1 Kings 15
There is a lot of controversy in Christian circles over the issue of obedience to the law, sanctification, perfection, etc. Some people say that perfect obedience to God’s law is required for salvation. Others say that the law was nailed to the cross with Jesus, so there is no law to keep. Still others say that Jesus kept the law perfectly so we wouldn’t have to. He keeps it for us. To be blunt, I think they’re all wrong.
Did you notice this verse in 1 Kings 15? "Although he did not remove the high places, Asa’s heart was fully committed to the Lord all his life." (vs 14) That’s an odd little verse, isn’t it? "High places" refer to shrines or places of worship that were set up on hills or mountains, usually in order to worship pagan gods. That’s why a proper rendering of Psalm 121 reads like this:
"I lift up my eyes to the hills—
does my help come from there?
No! My help comes from the Lord,
who made heaven and earth!" (vs 1-2)
Whoever wrote that Psalm was intending to draw a distinction between the "help" that was sought after in the hills and our true help—which comes from the Creator God. So when it says that Asa did not remove the high places, it means he left places of worship to pagan gods intact in Israel.
So why, then, would it go on to say that although he did not remove the high places, Asa’s heart was fully committed to the Lord? How could his heart be fully committed when he neglected to root out all pagan worship? This was very perplexing to me at first, but I think it can provide a glimpse into how God views obedience, sanctification, and perfection.
Let me break here for a minute long enough to say this: When my daughter was a toddler, she didn't do very much. In comparison with an adult's life, she couldn't do a whole lot.
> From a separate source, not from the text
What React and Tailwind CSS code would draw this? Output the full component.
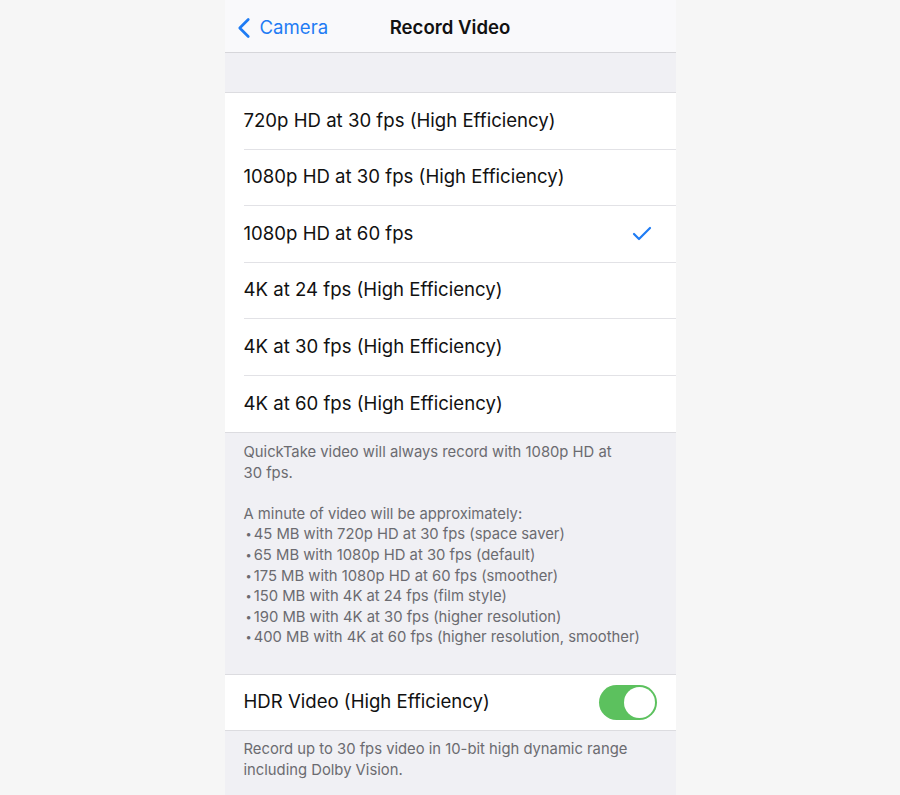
import { Check, ChevronLeft } from 'lucide-react';

const options = [
  '720p HD at 30 fps (High Efficiency)',
  '1080p HD at 30 fps (High Efficiency)',
  '1080p HD at 60 fps',
  '4K at 24 fps (High Efficiency)',
  '4K at 30 fps (High Efficiency)',
  '4K at 60 fps (High Efficiency)',
];

const sizes = [
  '45 MB with 720p HD at 30 fps (space saver)',
  '65 MB with 1080p HD at 30 fps (default)',
  '175 MB with 1080p HD at 60 fps (smoother)',
  '150 MB with 4K at 24 fps (film style)',
  '190 MB with 4K at 30 fps (higher resolution)',
  '400 MB with 4K at 60 fps (higher resolution, smoother)',
];

export default function App() {
  const selected = 2;

  return (
    <div className="w-full h-[795px] bg-[#f6f6f6] flex justify-center overflow-hidden font-['Inter',sans-serif]">
      <div className="w-[451px] bg-[#f0f0f4] flex flex-col">
        {/* nav bar */}
        <div className="h-[53px] pt-[4px] bg-[#f9f9fb] border-b border-[#d6d6da] relative flex items-center justify-center">
          <div className="absolute left-[2px] top-[4px] bottom-0 flex items-center text-[#1f7cf4]">
            <ChevronLeft size={34} strokeWidth={1.9} />
            <span className="text-[18.6px] -ml-[1px]">Camera</span>
          </div>
          <span className="text-[18.6px] font-semibold text-[#111]">Record Video</span>
        </div>

        <div className="h-[40px] border-b border-[#dcdce0]" />

        {/* options */}
        <div className="bg-white">
          {options.map((opt, i) => (
            <div key={opt} className="pl-[19px]">
              <div
                className={`h-[56.5px] flex items-center justify-between pr-[22px] ${
                  i < options.length - 1 ? 'border-b border-[#e2e2e6]' : ''
                }`}
              >
                <span className="text-[18.6px] text-[#111]">{opt}</span>
                {i === selected && <Check size={24} strokeWidth={2.2} className="text-[#1f7cf4]" />}
              </div>
            </div>
          ))}
        </div>

        {/* footer */}
        <div className="border-t border-[#dcdce0] px-[19px] pt-[9px] pb-[26px] text-[14.8px] leading-[20.6px] text-[#6b6b70]">
          <p>
            QuickTake video will always record with 1080p HD at
            <br />
            30 fps.
          </p>
          <p className="mt-[20.6px]">A minute of video will be approximately:</p>
          {sizes.map((s) => (
            <p key={s}>
              <span className="text-[11px] align-[1px] mx-[2px]">•</span>
              {s}
            </p>
          ))}
        </div>

        {/* HDR */}
        <div className="bg-white border-y border-[#dcdce0] h-[57px] pl-[19px] pr-[19px] flex items-center justify-between">
          <span className="text-[18.6px] text-[#111]">HDR Video (High Efficiency)</span>
          <div className="w-[58px] h-[35px] rounded-full bg-[#5cc15e] relative">
            <div className="absolute right-[2px] top-[2px] w-[31px] h-[31px] rounded-full bg-white" />
          </div>
        </div>

        <div className="px-[19px] pt-[8px] text-[14.8px] leading-[20.6px] text-[#6b6b70]">
          <p>
            Record up to 30 fps video in 10-bit high dynamic range
            <br />
            including Dolby Vision.
          </p>
        </div>
      </div>
    </div>
  );
}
She could only say a couple of words. She couldn't dress herself. She couldn't fix her own meals. She couldn't provide for herself. She couldn't solve a basic math problem. She was totally dependent on her dad and me for everything she had.
Was she perfect? Why, yes she was! She was just as perfect at that her stage of development as she is now at seven years old, even though there is still a lot she can't do. But if she is willing, she will eventually learn to do all the things she can’t do right now. How about a watermelon seed? Is it perfect? Why, yes it is!
It’s not yet a watermelon, but given the conditions for growth without hindrance, it will become one. We need not wait until it’s a fully-grown watermelon to call it perfect.The same is true for our sanctification. It could be said of Asa that his heart was fully committed to the Lord because he was not willfully obstructing his own spiritual growth. Even though he left some of the high places intact during his reign, it’s obvious that he had what God is looking for—willingness.
When God has our willingness, what will be impossible for Him to accomplish? Absolutely nothing! In that way, then, we are like the watermelon seed or the toddler or the seven-year-old. We are perfect now, even if we can’t dress ourselves yet. If my heart is open to God, I’m a perfect law-keeper right now, even if there are still "high places" in my life that God needs to address. As long as we don’t put obstacles in God’s way, He can carry out the spiritual developmental process within us in His way and in His time. His work is always perfect, so if we put our willingness on His side, there is nothing He can’t accomplish.
On the flip side, if we are unwilling, what will God be able to accomplish in us? Not much of anything. God won’t ultimately force us to do anything. He won’t force us to cooperate with Him. So if we are unwilling, if we continually resist His Spirit’s work in us, there will come a point where He’ll just have to leave us stuck where we are.
When our heart’s door is open to God, He can and will change anything in us that needs to be changed. But the one thing He can’t do is make us willing. Today, let’s take that lesson from Asa and—no matter what we do or leave undone—make sure our heart is fully committed to the Lord.